Congress Minister Rajeev Shukla defended the move by saying that the media gallery was open, therefore there was no intention to keep anything behind closed doors. Congress spokesperson Abhishek Manu Singhvi stated in a TV interview that, “why is so much noise being about the live transmission? Eight years ago there was no live coverage. Does it mean parliament didn’t function or people did not speak? There were 200 correspondents were in the press gallery who were witness to what happened during the passage of the bill.” Others, on the winning side, like Telangana supporter KT Rama Rao felt that “people have no problem if the TV channels did not receive their TRPs. The Speaker might have decided to stop the telecast to save some lives at the moment when emotions were high.”

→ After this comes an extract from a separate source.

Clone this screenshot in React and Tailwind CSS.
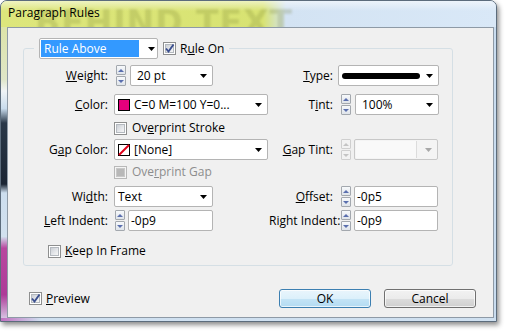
import React from "react";

function Arrow({ disabled }) {
  return (
    <svg width="7" height="4" viewBox="0 0 7 4" className="shrink-0">
      <polygon points="0,0 7,0 3.5,4" fill={disabled ? "#a8a8a8" : "#000"} />
    </svg>
  );
}

function Check({ checked, disabled }) {
  return (
    <div
      className={`flex h-[13px] w-[13px] shrink-0 items-center justify-center border ${
        disabled ? "border-[#b8b8b8] bg-[#f4f4f4]" : "border-[#8e8f8f] bg-white"
      }`}
    >
      <div
        className={`relative h-[9px] w-[9px] border ${
          disabled
            ? "border-[#c8c8c8] bg-[#b8b8b8]"
            : "border-[#b4b9bf] bg-[linear-gradient(135deg,#cbcfd5_0%,#e6e8eb_60%,#f6f6f6_100%)]"
        }`}
      >
        {checked && (
          <svg width="11" height="11" viewBox="0 0 11 11" className="absolute -left-[2px] -top-[2px]">
            <path d="M2 5.5 L4.5 8.5 L9.5 1.5" fill="none" stroke="#3b4f8f" strokeWidth="1.9" />
          </svg>
        )}
      </div>
    </div>
  );
}

function Spinner({ disabled }) {
  const box = disabled
    ? "border-[#cfcfcf] bg-[#f2f2f2]"
    : "border-[#a3a8ae] bg-[linear-gradient(#f7f9fb,#dfe4ea)]";
  const fill = disabled ? "#c4c4c4" : "#5a6fae";
  return (
    <div className="flex h-[21px] w-[10px] shrink-0 flex-col justify-between">
      <div className={`flex h-[10px] items-center justify-center rounded-[1px] border ${box}`}>
        <svg width="6" height="3" viewBox="0 0 6 3">
          <polygon points="0,3 6,3 3,0" fill={fill} />
        </svg>
      </div>
      <div className={`flex h-[10px] items-center justify-center rounded-[1px] border ${box}`}>
        <svg width="6" height="3" viewBox="0 0 6 3">
          <polygon points="0,0 6,0 3,3" fill={fill} />
        </svg>
      </div>
    </div>
  );
}

function Drop({ className, children }) {
  return (
    <div
      className={`flex h-[21px] items-center rounded-[2px] border border-[#b4b4b4] bg-white pr-[5px] ${className}`}
    >
      <div className="flex min-w-0 flex-1 items-center whitespace-nowrap leading-[16px]">{children}</div>
      <Arrow />
    </div>
  );
}

function Field({ className, value }) {
  return (
    <div
      className={`flex h-[21px] items-center rounded-[2px] border border-[#b4b4b4] bg-white pl-[2px] leading-[16px] ${className}`}
    >
      {value}
    </div>
  );
}

function Label({ children, right }) {
  return (
    <div className={`text-right whitespace-nowrap leading-[16px] ${right ? "pr-[5px]" : "pr-[6px]"}`}>
      {children}
    </div>
  );
}

export default function App() {
  return (
    <div className="h-[331px] w-[506px] overflow-hidden bg-white font-['Open_Sans',sans-serif] text-[11px] leading-none text-black">
      <div className="flex h-[322px] w-[497px] flex-col overflow-hidden rounded-t-[7px] border border-[#5c6c7c] bg-[#cfe0f1] shadow-[2px_3px_5px_rgba(0,0,0,0.45)]">
        {/* title bar */}
        <div className="relative h-[26px] shrink-0 overflow-hidden bg-[linear-gradient(90deg,#dde67c_0,#d8e372_262px,#d3e3f3_285px,#d9e8f7_100%)]">
          <div className="absolute left-[34px] top-[4px] whitespace-nowrap font-['DejaVu_Sans',sans-serif] text-[33px] font-bold leading-[36px] tracking-[1px] text-[#6a7428] opacity-20 blur-[1px]">
            BEHIND TEXT
          </div>
          <div className="absolute inset-x-0 top-0 h-[10px] bg-[linear-gradient(rgba(255,255,255,0.55),rgba(255,255,255,0))]" />
          <div className="relative pl-[7px] pt-[4px] text-[12px] leading-[16px]">Paragraph Rules</div>
        </div>

        <div className="flex h-[291px] shrink-0">
          <div className="w-[6px] shrink-0 bg-[linear-gradient(180deg,#dde4a8_0%,#dfe6c8_18%,#f0f4f6_22%,#c9dced_28%,#2a3848_33%,#1c2634_54%,#cddeee_57%,#d2e1ef_72%,#b8479f_76%,#ad3b98_92%,#d6c2e2_100%)]" />

          {/* client */}
          <div className="flex w-[487px] shrink-0 flex-col border border-[#8e9aa6] bg-[#f0f0f0] pl-[15px] pt-[10px]">
            <fieldset className="w-[430px] rounded-[3px] border border-[#d5dfe5] pb-[6px]">
              <legend className="ml-[10px] px-[5px]">
                <div className="flex h-[21px] items-center">
                  <div className="flex h-[21px] w-[119px] items-center rounded-[2px] border border-[#b4b4b4] bg-white pl-[1px] pr-[2px]">
                    <div className="flex h-[17px] w-[98px] items-center bg-[#3399ff] pl-[3px] text-[12px] leading-[16px] text-white">
                      Rule Above
                    </div>
                    <div className="ml-auto">
                      <Arrow />
                    </div>
                  </div>
                  <div className="ml-[5px]">
                    <Check checked />
                  </div>
                  <div className="ml-[4px] text-[12px] leading-[16px]">
                    R<u>u</u>le On
                  </div>
                </div>
              </legend>

              <div className="text-[12px]">
                {/* Weight / Type */}
                <div className="mt-[6px] grid h-[21px] grid-cols-[90px_155px_69px_101px] items-center">
                  <Label>
                    <u>W</u>eight:
                  </Label>
                  <div className="flex items-center pl-[2px]">
                    <Spinner />
                    <Drop className="ml-[4px] w-[83px] pl-[6px]">20 pt</Drop>
                  </div>
                  <Label right>
                    <u>T</u>ype:
                  </Label>
                  <Drop className="w-[101px] pl-[3px]">
                    <div className="h-[6px] w-[78px] rounded-full bg-black" />
                  </Drop>
                </div>

                {/* Color / Tint */}
                <div className="mt-[8px] grid h-[21px] grid-cols-[90px_155px_69px_101px] items-center">
                  <Label>
                    <u>C</u>olor:
                  </Label>
                  <Drop className="w-[154px] pl-[3px]">
                    <div className="mr-[4px] h-[12px] w-[12px] shrink-0 border border-black bg-[#e4007c]" />
                    C=0 M=100 Y=0...
                  </Drop>
                  <Label right>
                    T<u>i</u>nt:
                  </Label>
                  <div className="flex items-center pl-[3px]">
                    <Spinner />
                    <Drop className="ml-[4px] w-[84px] pl-[6px]">100%</Drop>
                  </div>
                </div>

                {/* Overprint Stroke */}
                <div className="mt-[5px] flex h-[16px] items-center pl-[90px] leading-[16px]">
                  <Check />
                  <span className="ml-[5px]">
                    Ov<u>e</u>rprint Stroke
                  </span>
                </div>

                {/* Gap Color / Gap Tint */}
                <div className="mt-[3px] grid h-[21px] grid-cols-[90px_155px_69px_101px] items-center">
                  <Label>
                    G<u>a</u>p Color:
                  </Label>
                  <Drop className="w-[154px] pl-[3px]">
                    <svg width="12" height="12" viewBox="0 0 12 12" className="mr-[4px] shrink-0">
                      <rect x="0.5" y="0.5" width="11" height="11" fill="#fff" stroke="#000" />
                      <line x1="1" y1="11" x2="11" y2="1" stroke="#e0001a" strokeWidth="2" />
                    </svg>
                    [None]
                  </Drop>
                  <Label right>
                    <u>G</u>ap Tint:
                  </Label>
                  <div className="flex items-center pl-[3px]">
                    <Spinner disabled />
                    <div className="ml-[3px] flex h-[21px] w-[84px] items-center rounded-[2px] border border-[#c8c8c8] bg-[#f4f4f4] pr-[5px]">
                      <div className="ml-[1px] h-[17px] w-[61px] border-r border-[#dcdcdc] bg-[#f9f9f9]" />
                      <div className="ml-auto">
                        <Arrow disabled />
                      </div>
                    </div>
                  </div>
                </div>

                {/* Overprint Gap */}
                <div className="mt-[4px] flex h-[16px] items-center pl-[90px] leading-[16px] text-[#8d8d8d]">
                  <Check disabled />
                  <span className="ml-[5px]">
                    Ove<u>r</u>print Gap
                  </span>
                </div>

                {/* Width / Offset */}
                <div className="mt-[6px] grid h-[21px] grid-cols-[90px_155px_69px_101px] items-center">
                  <Label>
                    Wi<u>d</u>th:
                  </Label>
                  <Drop className="w-[99px] pl-[3px]">Text</Drop>
                  <Label right>
                    <u>O</u>ffset:
                  </Label>
                  <div className="flex items-center pl-[3px]">
                    <Spinner />
                    <Field className="ml-[3px] w-[84px]" value="-0p5" />
                  </div>
                </div>

                {/* Left / Right Indent */}
                <div className="mt-[3px] grid h-[21px] grid-cols-[90px_155px_69px_101px] items-center">
                  <Label>
                    <u>L</u>eft Indent:
                  </Label>
                  <div className="flex items-center pl-[1px]">
                    <Spinner />
                    <Field className="ml-[3px] w-[85px]" value="-0p9" />
                  </div>
                  <Label right>
                    Ri<u>g</u>ht Indent:
                  </Label>
                  <div className="flex items-center pl-[3px]">
                    <Spinner />
                    <Field className="ml-[3px] w-[84px]" value="-0p9" />
                  </div>
                </div>

                {/* Keep In Frame */}
                <div className="mt-[12px] flex h-[16px] items-center pl-[24px] leading-[16px]">
                  <Check />
                  <span className="ml-[4px]">
                    <u>K</u>eep In Frame
                  </span>
                </div>
              </div>
            </fieldset>

            {/* bottom row */}
            <div className="mt-[23px] flex h-[19px] items-center pr-[17px] text-[12px] leading-[16px]">
              <div className="ml-[6px] flex items-center">
                <Check checked />
                <span className="ml-[4px]">
                  <u>P</u>review
                </span>
              </div>
              <button className="ml-auto flex h-[19px] w-[92px] items-center justify-center rounded-[3px] border border-[#3c7fb1] bg-[linear-gradient(#e9f5fc_0%,#dcf0fb_50%,#c4e4f6_50%,#b3dbf2_100%)] shadow-[inset_0_0_0_1px_rgba(255,255,255,0.7)]">
                OK
              </button>
              <button className="ml-[13px] flex h-[19px] w-[92px] items-center justify-center rounded-[3px] border border-[#707070] bg-[linear-gradient(#f2f2f2_0%,#ebebeb_50%,#dddddd_50%,#cfcfcf_100%)] shadow-[inset_0_0_0_1px_rgba(255,255,255,0.7)]">
                Cancel
              </button>
            </div>
          </div>

          <div className="w-[2px] shrink-0 bg-[#c9dcef]" />
        </div>

        <div className="h-[3px] shrink-0 bg-[linear-gradient(90deg,#c070c0_0,#cfe0f0_40px,#cfe0f0_100%)]" />
      </div>
    </div>
  );
}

In an interesting analysis, Sevanti Ninan, of the Hoot, looks back at the role of Indian media in creating and sustaining movements such as Telangana. She writes: “In the case of Telangana, newspapers and TV channels have come into existence in the last few years primarily to articulate the statehood demand. If the media pre-2009 was owned largely by businessmen and politicians from the Andhra region, there are now entrants such as T News, V-6 and others on the Telangana side of the divide.” In fact, such was their role that in January 2010, the Andhra Pradesh High Court observed that “on account of some of these abusive visuals, people are becoming violent…”
Therefore the issue boils down to a few either/or questions. Did the Speaker of the House cancel the broadcast on purpose, and if yes, in today’s television era, is the move justified? Do people have a right to see how their MPs behave in parliament – good or bad – or does the Congress argument that other forms of media can report on the proceedings of the House hold water? Is this a dangerous precedent set by the ruling UPA? Is the move to simply deny private channels/political parties who oppose the government’s position their TRPs for the day, by cancelling live footage of the ruckus of the House? Can the Lok Sabha simply choose to switch off live proceedings in order to pass a contentious bill, or can this be categorised as “floor management”?
And the elephant in the room – without the free publicity by Lok Sabha TV cameras, did the MPs finally get down to actually doing the work — vote — that they are meant to instead of prolonged disruptions?